* Given data *
◆ ◆ ◆ ◆

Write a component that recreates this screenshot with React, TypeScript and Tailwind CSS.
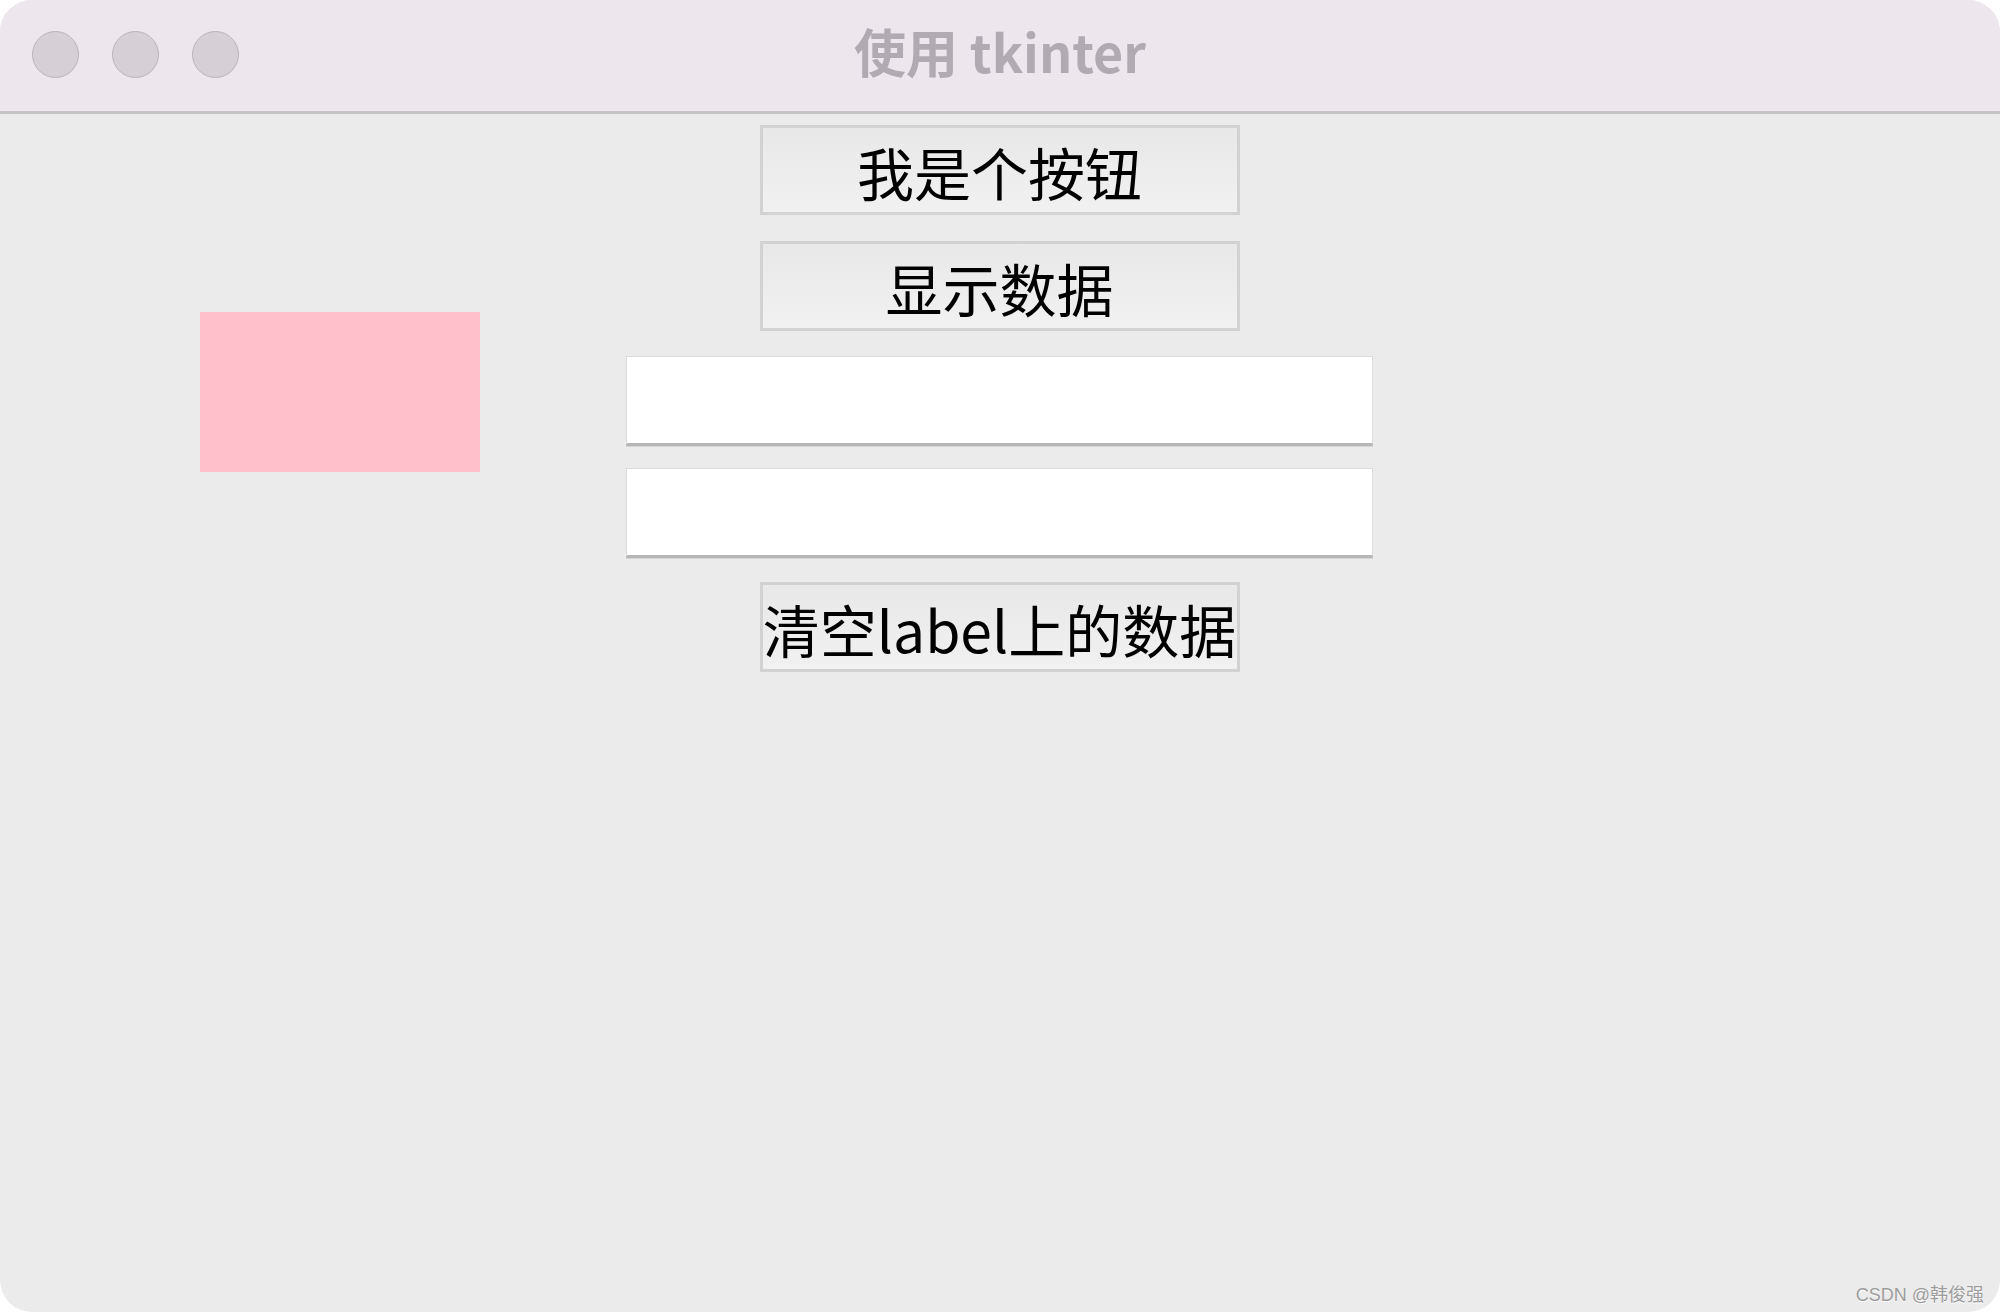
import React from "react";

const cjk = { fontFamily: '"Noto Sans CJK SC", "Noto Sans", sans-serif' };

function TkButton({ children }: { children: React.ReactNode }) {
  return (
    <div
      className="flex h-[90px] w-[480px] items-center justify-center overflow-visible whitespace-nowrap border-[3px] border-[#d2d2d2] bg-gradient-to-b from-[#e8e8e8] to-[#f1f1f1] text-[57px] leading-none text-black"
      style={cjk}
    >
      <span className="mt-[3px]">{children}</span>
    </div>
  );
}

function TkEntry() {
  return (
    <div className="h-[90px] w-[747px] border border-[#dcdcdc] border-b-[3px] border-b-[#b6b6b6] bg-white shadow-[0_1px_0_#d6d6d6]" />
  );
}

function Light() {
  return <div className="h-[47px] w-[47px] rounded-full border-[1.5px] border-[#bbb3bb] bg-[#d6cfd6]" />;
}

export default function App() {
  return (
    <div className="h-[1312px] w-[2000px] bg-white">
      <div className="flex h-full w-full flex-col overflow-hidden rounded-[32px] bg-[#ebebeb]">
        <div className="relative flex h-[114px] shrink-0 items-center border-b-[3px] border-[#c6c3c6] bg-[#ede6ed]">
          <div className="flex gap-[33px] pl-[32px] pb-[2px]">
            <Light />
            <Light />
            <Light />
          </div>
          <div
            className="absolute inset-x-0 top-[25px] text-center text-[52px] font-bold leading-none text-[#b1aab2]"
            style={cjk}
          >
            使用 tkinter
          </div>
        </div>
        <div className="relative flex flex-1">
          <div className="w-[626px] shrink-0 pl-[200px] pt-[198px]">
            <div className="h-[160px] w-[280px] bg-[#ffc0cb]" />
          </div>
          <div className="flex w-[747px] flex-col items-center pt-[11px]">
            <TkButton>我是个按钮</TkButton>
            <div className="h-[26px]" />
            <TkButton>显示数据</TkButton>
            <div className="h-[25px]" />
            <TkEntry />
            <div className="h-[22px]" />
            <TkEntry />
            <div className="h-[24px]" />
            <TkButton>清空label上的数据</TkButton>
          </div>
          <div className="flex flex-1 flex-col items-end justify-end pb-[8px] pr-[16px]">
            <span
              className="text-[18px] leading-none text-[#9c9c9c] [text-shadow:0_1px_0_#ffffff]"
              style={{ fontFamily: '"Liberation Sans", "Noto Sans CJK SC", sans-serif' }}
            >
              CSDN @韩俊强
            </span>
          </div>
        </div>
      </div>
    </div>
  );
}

◆ ◆ ◆ ◆

* Task *
Would you return the data exactly as written, without the pictures?

* Finished answer *
Write a component that recreates this screenshot with React, TypeScript and Tailwind CSS.
import React from "react";

const cjk = { fontFamily: '"Noto Sans CJK SC", "Noto Sans", sans-serif' };

function TkButton({ children }: { children: React.ReactNode }) {
  return (
    <div
      className="flex h-[90px] w-[480px] items-center justify-center overflow-visible whitespace-nowrap border-[3px] border-[#d2d2d2] bg-gradient-to-b from-[#e8e8e8] to-[#f1f1f1] text-[57px] leading-none text-black"
      style={cjk}
    >
      <span className="mt-[3px]">{children}</span>
    </div>
  );
}

function TkEntry() {
  return (
    <div className="h-[90px] w-[747px] border border-[#dcdcdc] border-b-[3px] border-b-[#b6b6b6] bg-white shadow-[0_1px_0_#d6d6d6]" />
  );
}

function Light() {
  return <div className="h-[47px] w-[47px] rounded-full border-[1.5px] border-[#bbb3bb] bg-[#d6cfd6]" />;
}

export default function App() {
  return (
    <div className="h-[1312px] w-[2000px] bg-white">
      <div className="flex h-full w-full flex-col overflow-hidden rounded-[32px] bg-[#ebebeb]">
        <div className="relative flex h-[114px] shrink-0 items-center border-b-[3px] border-[#c6c3c6] bg-[#ede6ed]">
          <div className="flex gap-[33px] pl-[32px] pb-[2px]">
            <Light />
            <Light />
            <Light />
          </div>
          <div
            className="absolute inset-x-0 top-[25px] text-center text-[52px] font-bold leading-none text-[#b1aab2]"
            style={cjk}
          >
            使用 tkinter
          </div>
        </div>
        <div className="relative flex flex-1">
          <div className="w-[626px] shrink-0 pl-[200px] pt-[198px]">
            <div className="h-[160px] w-[280px] bg-[#ffc0cb]" />
          </div>
          <div className="flex w-[747px] flex-col items-center pt-[11px]">
            <TkButton>我是个按钮</TkButton>
            <div className="h-[26px]" />
            <TkButton>显示数据</TkButton>
            <div className="h-[25px]" />
            <TkEntry />
            <div className="h-[22px]" />
            <TkEntry />
            <div className="h-[24px]" />
            <TkButton>清空label上的数据</TkButton>
          </div>
          <div className="flex flex-1 flex-col items-end justify-end pb-[8px] pr-[16px]">
            <span
              className="text-[18px] leading-none text-[#9c9c9c] [text-shadow:0_1px_0_#ffffff]"
              style={{ fontFamily: '"Liberation Sans", "Noto Sans CJK SC", sans-serif' }}
            >
              CSDN @韩俊强
            </span>
          </div>
        </div>
      </div>
    </div>
  );
}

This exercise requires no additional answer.